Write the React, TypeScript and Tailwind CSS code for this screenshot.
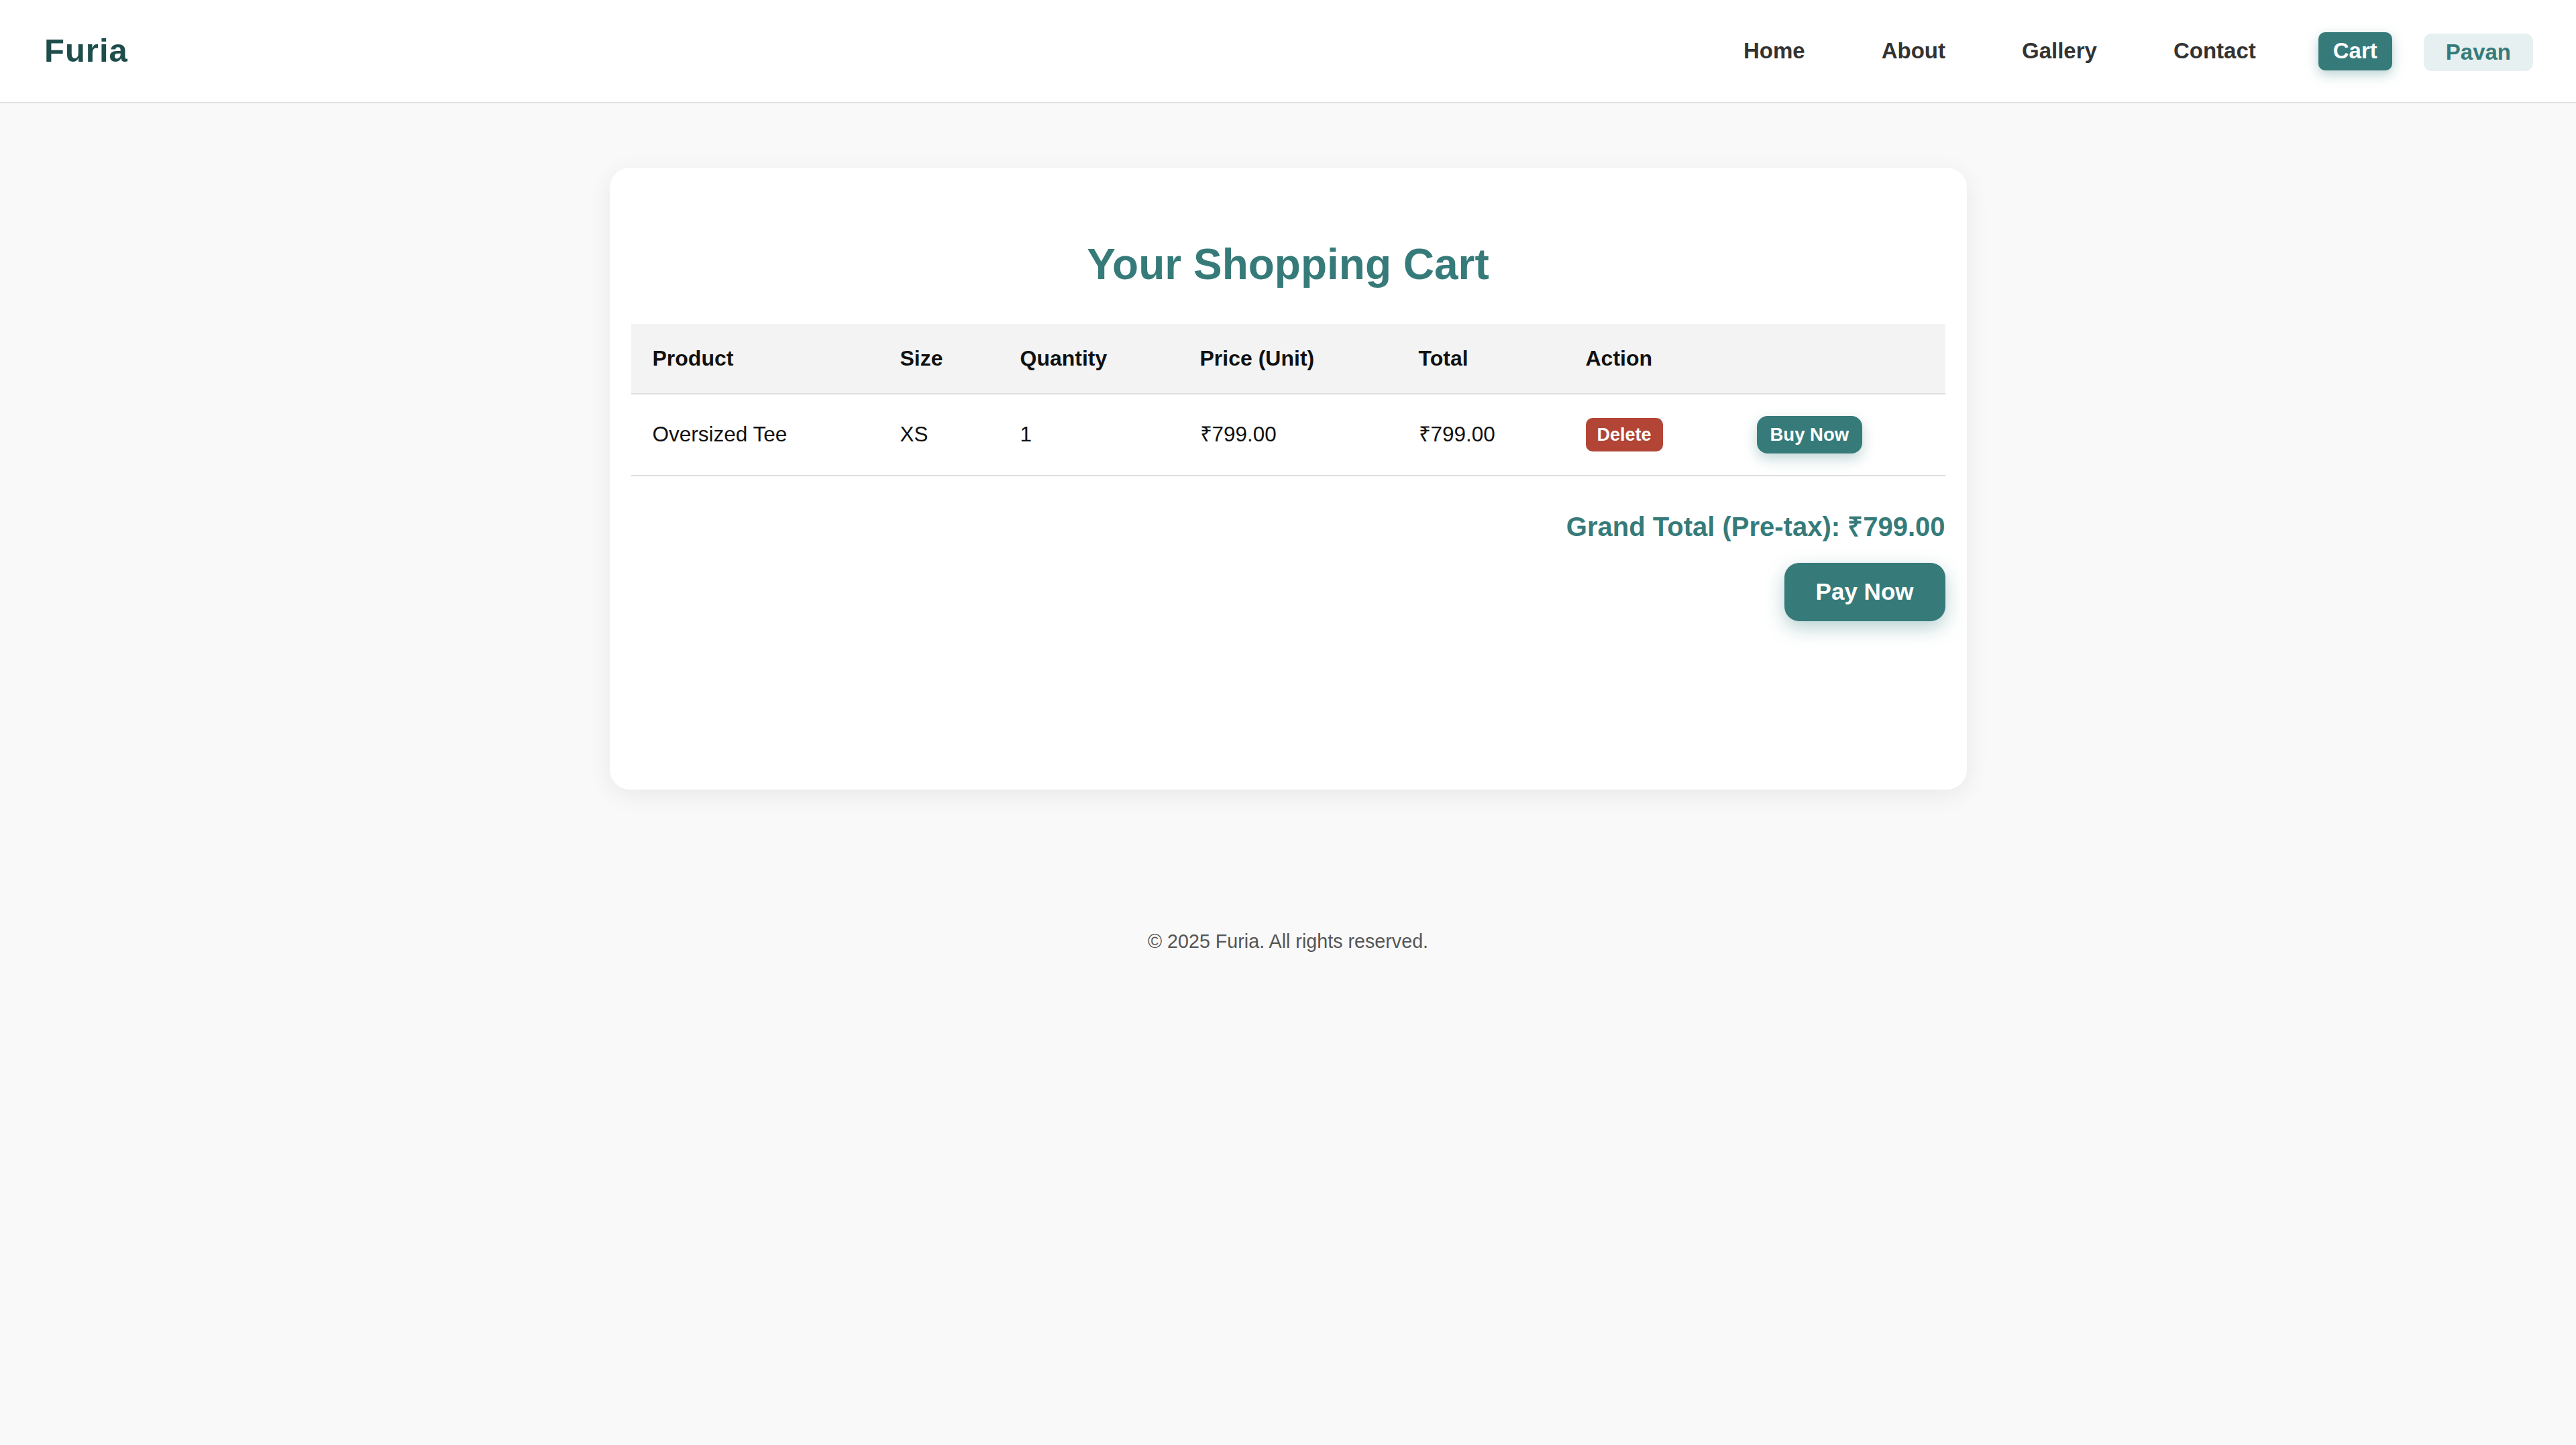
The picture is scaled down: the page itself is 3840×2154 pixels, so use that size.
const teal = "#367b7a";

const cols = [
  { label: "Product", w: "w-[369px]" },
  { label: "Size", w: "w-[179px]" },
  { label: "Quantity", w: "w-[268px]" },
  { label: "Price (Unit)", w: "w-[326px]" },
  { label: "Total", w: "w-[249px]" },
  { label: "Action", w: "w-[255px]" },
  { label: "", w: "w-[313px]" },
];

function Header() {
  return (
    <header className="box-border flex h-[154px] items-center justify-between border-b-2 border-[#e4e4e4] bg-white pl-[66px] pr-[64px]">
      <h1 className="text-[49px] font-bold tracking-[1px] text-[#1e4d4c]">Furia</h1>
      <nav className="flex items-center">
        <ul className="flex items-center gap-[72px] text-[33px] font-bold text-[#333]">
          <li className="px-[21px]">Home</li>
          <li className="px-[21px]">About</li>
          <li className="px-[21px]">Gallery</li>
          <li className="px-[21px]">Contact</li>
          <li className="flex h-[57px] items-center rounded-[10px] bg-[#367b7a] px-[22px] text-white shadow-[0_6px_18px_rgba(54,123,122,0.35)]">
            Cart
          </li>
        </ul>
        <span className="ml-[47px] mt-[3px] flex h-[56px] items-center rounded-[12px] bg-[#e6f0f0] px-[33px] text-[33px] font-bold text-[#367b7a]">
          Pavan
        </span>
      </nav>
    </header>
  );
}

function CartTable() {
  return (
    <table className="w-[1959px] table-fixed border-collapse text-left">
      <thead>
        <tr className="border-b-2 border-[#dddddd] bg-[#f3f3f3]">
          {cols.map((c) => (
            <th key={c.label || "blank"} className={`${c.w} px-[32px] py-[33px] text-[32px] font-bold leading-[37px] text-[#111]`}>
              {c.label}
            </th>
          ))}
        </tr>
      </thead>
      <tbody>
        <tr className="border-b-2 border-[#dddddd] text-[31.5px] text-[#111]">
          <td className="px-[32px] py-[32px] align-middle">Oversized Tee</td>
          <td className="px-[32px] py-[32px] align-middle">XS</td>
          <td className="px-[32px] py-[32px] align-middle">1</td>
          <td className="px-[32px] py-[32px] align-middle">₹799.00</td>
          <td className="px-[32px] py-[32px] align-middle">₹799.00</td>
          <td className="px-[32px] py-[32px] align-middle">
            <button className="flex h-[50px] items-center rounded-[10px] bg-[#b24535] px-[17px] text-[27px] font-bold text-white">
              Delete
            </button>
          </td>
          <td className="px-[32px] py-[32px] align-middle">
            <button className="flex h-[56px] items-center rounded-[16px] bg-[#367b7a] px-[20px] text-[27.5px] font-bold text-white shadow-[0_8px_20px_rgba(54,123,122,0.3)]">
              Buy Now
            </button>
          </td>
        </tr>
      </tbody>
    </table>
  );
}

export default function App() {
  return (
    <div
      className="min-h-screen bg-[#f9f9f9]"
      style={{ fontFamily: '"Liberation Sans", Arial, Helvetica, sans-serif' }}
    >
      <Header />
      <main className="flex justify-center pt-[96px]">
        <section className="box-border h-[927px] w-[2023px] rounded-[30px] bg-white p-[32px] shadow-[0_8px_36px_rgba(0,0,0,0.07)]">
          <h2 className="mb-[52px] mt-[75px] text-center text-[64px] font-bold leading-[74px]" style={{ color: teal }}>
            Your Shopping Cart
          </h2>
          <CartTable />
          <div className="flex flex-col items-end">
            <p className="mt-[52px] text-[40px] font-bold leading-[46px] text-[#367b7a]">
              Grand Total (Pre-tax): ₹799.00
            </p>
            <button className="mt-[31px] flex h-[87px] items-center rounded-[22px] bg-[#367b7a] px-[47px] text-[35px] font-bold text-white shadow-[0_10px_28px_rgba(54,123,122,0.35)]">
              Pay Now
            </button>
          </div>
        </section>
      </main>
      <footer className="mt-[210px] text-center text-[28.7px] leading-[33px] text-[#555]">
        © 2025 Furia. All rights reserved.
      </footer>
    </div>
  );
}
◆ ◆ ◆ ◆
▶ **EXERCISE REQUIREMENTS**: Make an exact copy of the listing above. Do not include the pictures.

▶ **EXERCISE RESPONSE**:
Write the React, TypeScript and Tailwind CSS code for this screenshot.
The picture is scaled down: the page itself is 3840×2154 pixels, so use that size.
const teal = "#367b7a";

const cols = [
  { label: "Product", w: "w-[369px]" },
  { label: "Size", w: "w-[179px]" },
  { label: "Quantity", w: "w-[268px]" },
  { label: "Price (Unit)", w: "w-[326px]" },
  { label: "Total", w: "w-[249px]" },
  { label: "Action", w: "w-[255px]" },
  { label: "", w: "w-[313px]" },
];

function Header() {
  return (
    <header className="box-border flex h-[154px] items-center justify-between border-b-2 border-[#e4e4e4] bg-white pl-[66px] pr-[64px]">
      <h1 className="text-[49px] font-bold tracking-[1px] text-[#1e4d4c]">Furia</h1>
      <nav className="flex items-center">
        <ul className="flex items-center gap-[72px] text-[33px] font-bold text-[#333]">
          <li className="px-[21px]">Home</li>
          <li className="px-[21px]">About</li>
          <li className="px-[21px]">Gallery</li>
          <li className="px-[21px]">Contact</li>
          <li className="flex h-[57px] items-center rounded-[10px] bg-[#367b7a] px-[22px] text-white shadow-[0_6px_18px_rgba(54,123,122,0.35)]">
            Cart
          </li>
        </ul>
        <span className="ml-[47px] mt-[3px] flex h-[56px] items-center rounded-[12px] bg-[#e6f0f0] px-[33px] text-[33px] font-bold text-[#367b7a]">
          Pavan
        </span>
      </nav>
    </header>
  );
}

function CartTable() {
  return (
    <table className="w-[1959px] table-fixed border-collapse text-left">
      <thead>
        <tr className="border-b-2 border-[#dddddd] bg-[#f3f3f3]">
          {cols.map((c) => (
            <th key={c.label || "blank"} className={`${c.w} px-[32px] py-[33px] text-[32px] font-bold leading-[37px] text-[#111]`}>
              {c.label}
            </th>
          ))}
        </tr>
      </thead>
      <tbody>
        <tr className="border-b-2 border-[#dddddd] text-[31.5px] text-[#111]">
          <td className="px-[32px] py-[32px] align-middle">Oversized Tee</td>
          <td className="px-[32px] py-[32px] align-middle">XS</td>
          <td className="px-[32px] py-[32px] align-middle">1</td>
          <td className="px-[32px] py-[32px] align-middle">₹799.00</td>
          <td className="px-[32px] py-[32px] align-middle">₹799.00</td>
          <td className="px-[32px] py-[32px] align-middle">
            <button className="flex h-[50px] items-center rounded-[10px] bg-[#b24535] px-[17px] text-[27px] font-bold text-white">
              Delete
            </button>
          </td>
          <td className="px-[32px] py-[32px] align-middle">
            <button className="flex h-[56px] items-center rounded-[16px] bg-[#367b7a] px-[20px] text-[27.5px] font-bold text-white shadow-[0_8px_20px_rgba(54,123,122,0.3)]">
              Buy Now
            </button>
          </td>
        </tr>
      </tbody>
    </table>
  );
}

export default function App() {
  return (
    <div
      className="min-h-screen bg-[#f9f9f9]"
      style={{ fontFamily: '"Liberation Sans", Arial, Helvetica, sans-serif' }}
    >
      <Header />
      <main className="flex justify-center pt-[96px]">
        <section className="box-border h-[927px] w-[2023px] rounded-[30px] bg-white p-[32px] shadow-[0_8px_36px_rgba(0,0,0,0.07)]">
          <h2 className="mb-[52px] mt-[75px] text-center text-[64px] font-bold leading-[74px]" style={{ color: teal }}>
            Your Shopping Cart
          </h2>
          <CartTable />
          <div className="flex flex-col items-end">
            <p className="mt-[52px] text-[40px] font-bold leading-[46px] text-[#367b7a]">
              Grand Total (Pre-tax): ₹799.00
            </p>
            <button className="mt-[31px] flex h-[87px] items-center rounded-[22px] bg-[#367b7a] px-[47px] text-[35px] font-bold text-white shadow-[0_10px_28px_rgba(54,123,122,0.35)]">
              Pay Now
            </button>
          </div>
        </section>
      </main>
      <footer className="mt-[210px] text-center text-[28.7px] leading-[33px] text-[#555]">
        © 2025 Furia. All rights reserved.
      </footer>
    </div>
  );
}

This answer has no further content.